What we’d actually do
Tyler owns a Nectar (2 years of nightly use at 6’2″ and 230 pounds, zero compression, no body impressions, back pain resolved in week one). He’d buy it again at the same price.
For someone buying for a couple where partners sleep in different positions, we’d recommend the Casper instead. For someone buying for a guest room where the mattress sees infrequent use and the $700 price wins, we’d recommend the Casper. For anyone solo-sleeping who wants the longest trial period in case the mattress doesn’t work out, we’d recommend the Nectar.
If you’re cross-shopping these two specifically, the deciding question is rarely the foam construction or the price. It’s the sleep position and the partner situation. Pick the mattress that solves the specific problem you’re shopping for.
The full reviews
For the deeper takes on each pick individually, our long-form reviews go further into ownership data, setup notes, off-gassing window, and warranty fine print:
For the broader category context, our best mattresses under $1,500 guide ranks 4 picks by use case (the Nectar, Casper, Helix Midnight Luxe, and Tuft & Needle Original) so you can place each pick against the alternatives at the same price point.

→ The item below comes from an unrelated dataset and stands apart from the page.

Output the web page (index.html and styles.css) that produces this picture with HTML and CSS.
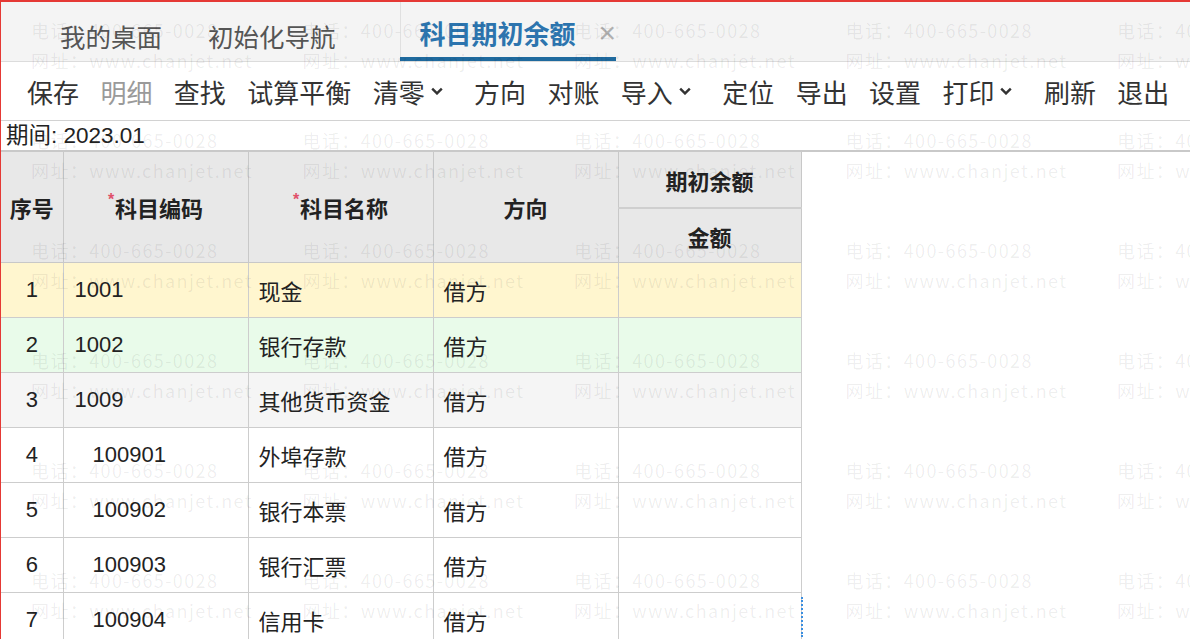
FILE: index.html
```html
<!DOCTYPE html>
<html lang="zh-CN">
<head>
    <meta charset="UTF-8">
    <title>科目期初余额</title>
    <link rel="stylesheet" href="styles.css">
</head>
<body>

<div class="page">
    <!-- 标签页 -->
    <div class="tabbar">
        <div class="tab">我的桌面</div>
        <div class="tab">初始化导航</div>
        <div class="tab active">科目期初余额<span class="close">×</span></div>
    </div>

    <!-- 工具栏 -->
    <div class="toolbar">
        <span class="tool">保存</span>
        <span class="tool disabled">明细</span>
        <span class="tool">查找</span>
        <span class="tool">试算平衡</span>
        <span class="tool">清零<svg class="caret" viewBox="0 0 10 6"><path d="M1 1l4 4 4-4"/></svg></span>
        <span class="tool">方向</span>
        <span class="tool">对账</span>
        <span class="tool">导入<svg class="caret" viewBox="0 0 10 6"><path d="M1 1l4 4 4-4"/></svg></span>
        <span class="tool">定位</span>
        <span class="tool">导出</span>
        <span class="tool">设置</span>
        <span class="tool">打印<svg class="caret" viewBox="0 0 10 6"><path d="M1 1l4 4 4-4"/></svg></span>
        <span class="tool">刷新</span>
        <span class="tool">退出</span>
    </div>

    <div class="period">期间: 2023.01</div>

    <div class="grid-wrap">
        <table class="grid">
            <colgroup>
                <col class="c-no">
                <col class="c-code">
                <col class="c-name">
                <col class="c-dir">
                <col class="c-amt">
            </colgroup>
            <thead>
                <tr>
                    <th rowspan="2">序号</th>
                    <th rowspan="2"><span class="req">*</span>科目编码</th>
                    <th rowspan="2"><span class="req">*</span>科目名称</th>
                    <th rowspan="2">方向</th>
                    <th class="group">期初余额</th>
                </tr>
                <tr>
                    <th class="sub">金额</th>
                </tr>
            </thead>
            <tbody>
                <tr class="row-current">
                    <td class="no">1</td><td>1001</td><td>现金</td><td>借方</td><td></td>
                </tr>
                <tr class="row-hover">
                    <td class="no">2</td><td>1002</td><td>银行存款</td><td>借方</td><td></td>
                </tr>
                <tr class="row-alt">
                    <td class="no">3</td><td>1009</td><td>其他货币资金</td><td>借方</td><td></td>
                </tr>
                <tr>
                    <td class="no">4</td><td class="child">100901</td><td>外埠存款</td><td>借方</td><td></td>
                </tr>
                <tr>
                    <td class="no">5</td><td class="child">100902</td><td>银行本票</td><td>借方</td><td></td>
                </tr>
                <tr>
                    <td class="no">6</td><td class="child">100903</td><td>银行汇票</td><td>借方</td><td></td>
                </tr>
                <tr>
                    <td class="no">7</td><td class="child">100904</td><td>信用卡</td><td>借方</td><td></td>
                </tr>
            </tbody>
        </table>
        <div class="scroll-mark"></div>
    </div>

    <!-- 水印 -->
    <div class="watermark" id="watermark"></div>
</div>

<script>
    // 生成水印
    const wm = document.getElementById('watermark');
    for (let i = 0; i < 30; i++) {
        const cell = document.createElement('div');
        cell.className = 'wm-cell';
        cell.innerHTML = '<div>电话：400-665-0028</div><div>网址：www.chanjet.net</div>';
        wm.appendChild(cell);
    }
</script>

</body>
</html>
```

FILE: styles.css
```css
body {
    margin: 0;
    padding: 0;
    background-color: #fff;
    font-family: "Liberation Sans", "Noto Sans CJK SC", sans-serif;
    color: #222;
    overflow: hidden;
}
.page {
    position: relative;
    height: 639px;
    border-top: 2px solid #e53935;
    border-left: 1px solid #e53935;
    box-sizing: border-box;
    overflow: hidden;
}

/* 标签页 */
.tabbar {
    display: flex;
    height: 60px;
    padding-left: 59px;
    background-color: #f4f4f4;
    border-bottom: 1px solid #dcdcdc;
    box-sizing: border-box;
}
.tab {
    display: flex;
    align-items: center;
    font-size: 25.5px;
    color: #555;
    margin-right: 46px;
    padding-top: 8px;
    white-space: nowrap;
}
.tab:nth-child(2) {
    margin-right: 64px;
}
.tab.active {
    color: #2c74ae;
    font-weight: bold;
    font-size: 26px;
    padding-left: 20px;
    padding-right: 0;
    border-bottom: 4px solid #1f6a9e;
    box-shadow: inset 1px 0 0 #e0e0e0;
    padding-top: 6px;
}
.tab .close {
    font-weight: normal;
    color: #b0b0b0;
    font-size: 30px;
    margin-left: 23px;
}

/* 工具栏 */
.toolbar {
    display: flex;
    align-items: center;
    height: 59px;
    padding-left: 26px;
    border-bottom: 1px solid #d2d2d2;
    box-sizing: border-box;
    overflow: hidden;
}
.tool {
    display: flex;
    align-items: center;
    flex-shrink: 0;
    white-space: nowrap;
    font-size: 26px;
    color: #333;
    margin-right: 21.4px;
}
.tool.disabled {
    color: #9a9a9a;
}
.caret {
    width: 12px;
    height: 8px;
    margin-left: 6px;
    margin-right: 10px;
    fill: none;
    stroke: #333;
    stroke-width: 2;
}

.period {
    height: 29px;
    line-height: 29px;
    font-size: 22.5px;
    padding-left: 5px;
    color: #222;
}

/* 表格 */
.grid-wrap {
    position: relative;
    border-top: 2px solid #c9c9c9;
}
.grid {
    width: 800px;
    border-collapse: collapse;
    table-layout: fixed;
    font-size: 22px;
}
.c-no { width: 62px; }
.c-code, .c-name, .c-dir { width: 185px; }
.c-amt { width: 183px; }
.grid th {
    background-color: #e8e8e8;
    border: 1px solid #c8c8c8;
    border-top: none;
    font-weight: bold;
    font-size: 22px;
    color: #222;
    height: 110px;
    padding: 0;
}
.grid th:first-child,
.grid td:first-child {
    border-left: none;
}
.grid th.group {
    height: 55px;
    border-bottom: 2px solid #cfcfcf;
}
.grid th.sub {
    height: 53px;
}
.req {
    color: #e0506a;
    font-size: 16px;
    vertical-align: top;
    margin-right: 1px;
}
.grid td {
    height: 54px;
    border: 1px solid #cdcdcd;
    padding: 0 10px;
    color: #222;
    white-space: nowrap;
}
.grid td:nth-child(2) {
    padding-left: 11px;
}
.grid td.child {
    padding-left: 29px;
}
.grid td.no {
    text-align: center;
    padding: 0;
}
.row-current td {
    background-color: #fff6cf;
}
.row-hover td {
    background-color: #e9fbea;
}
.row-alt td {
    background-color: #f5f5f5;
}
.scroll-mark {
    position: absolute;
    left: 800px;
    top: 445px;
    height: 40px;
    border-left: 2px dotted #3a8ee0;
}

/* 水印 */
.watermark {
    position: absolute;
    left: 30px;
    top: 13px;
    display: grid;
    grid-template-columns: repeat(5, 271.5px);
    grid-auto-rows: 110px;
    pointer-events: none;
}
.wm-cell {
    font-family: "Noto Sans CJK SC", sans-serif;
    font-size: 18px;
    line-height: 30px;
    color: rgba(0, 0, 0, 0.07);
    letter-spacing: 1.4px;
    white-space: nowrap;
}
```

Last updated: May 2026. Sale pricing verified at publication. Verify current prices on the retailer site before buying. Pricing changes frequently; this guide will be updated when it does.
What to consider
The decision rarely comes down to the foam construction or the price tag. It comes down to sleep position (side sleepers favor Nectar; back/combination favors Casper), partner situation (mixed positions favor Casper's zoned construction), and how long you plan to keep the mattress (over 7 years favors Nectar's lifetime warranty). If you wake up sweating most nights or sleep over 230 pounds wanting a decade-long mattress, neither is right; look at the Saatva Classic hybrid instead.